Congratulations! You have used Terraform and the Octopus Deploy provider to configure your Octopus instance. Navigate to your Octopus instance, and you will see the newly created variable set in the selected Space!
Next steps
Read the Terraform provider docs and review the examples
folder in the GitHub repository for more examples.
Watch our Managing Octopus with Go and Terraform webinar to get an indepth overview and see numerous real-world examples live.
Open source and contributing
The project repository is available on GitHub with the Mozilla Public License Version 2.0 license. We accept pull requests, and we’d love to see community contributions.
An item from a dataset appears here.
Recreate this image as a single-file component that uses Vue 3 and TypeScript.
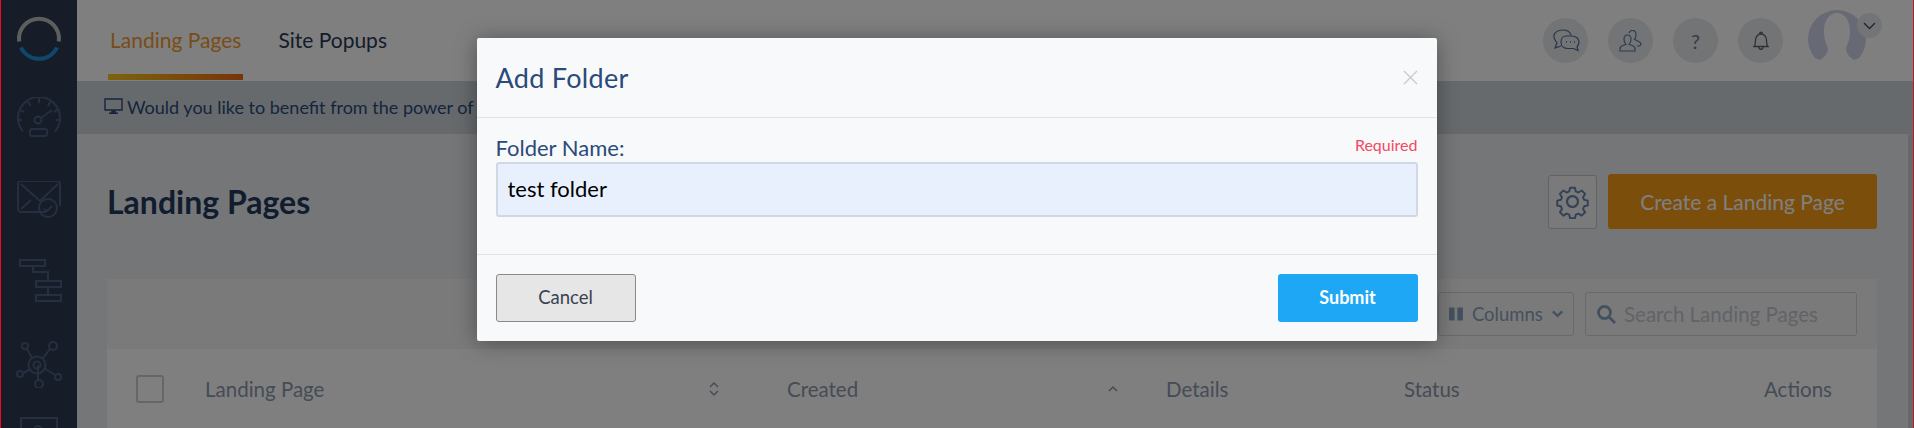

Infrastructure as Code with the Terraform provider vs Config as Code
We’re currently building support for Config as Code to give teams a version-controlled text representation of Octopus projects. This brings numerous benefits but it also raises several questions.
What is the difference between Config as Code and Infrastructure as Code with our Terraform Provider? When should I use Config as Code? When should I use the Terraform provider?
Both features are valuable, and they complement each other. You can choose to use them independently or together if it suits your needs. The most significant difference between the two technologies is scope. Infrastructure as code focuses on provisioning and configuring a whole Octopus instance, whereas Config as Code focuses on automated processes in a project.
With Config as Code, you get a human-readable version of an automated process (deployment and runbook) in Git source control. This brings numerous benefits including capturing history, enabling changes with branches, having a single source of truth, and improving the ability to create template configurations than can be cloned. Config as Code focuses on automated processes within a project. It does not allow you to configure other areas of Octopus.
With Infrastructure as Code, you can provision new Octopus instances and configure existing ones. This covers most of the Octopus surface area from infrastructure, to projects, to the library, to system configuration. You also gain numerous benefits from the Terraform ecosystem, including a consistent approach for configuring infrastructure, managing changes, and detecting drift.
Conclusion
We’re thrilled to share our Terraform provider, and we hope it helps teams manage their Octopus instances with a declarative "Infrastructure as Code" approach.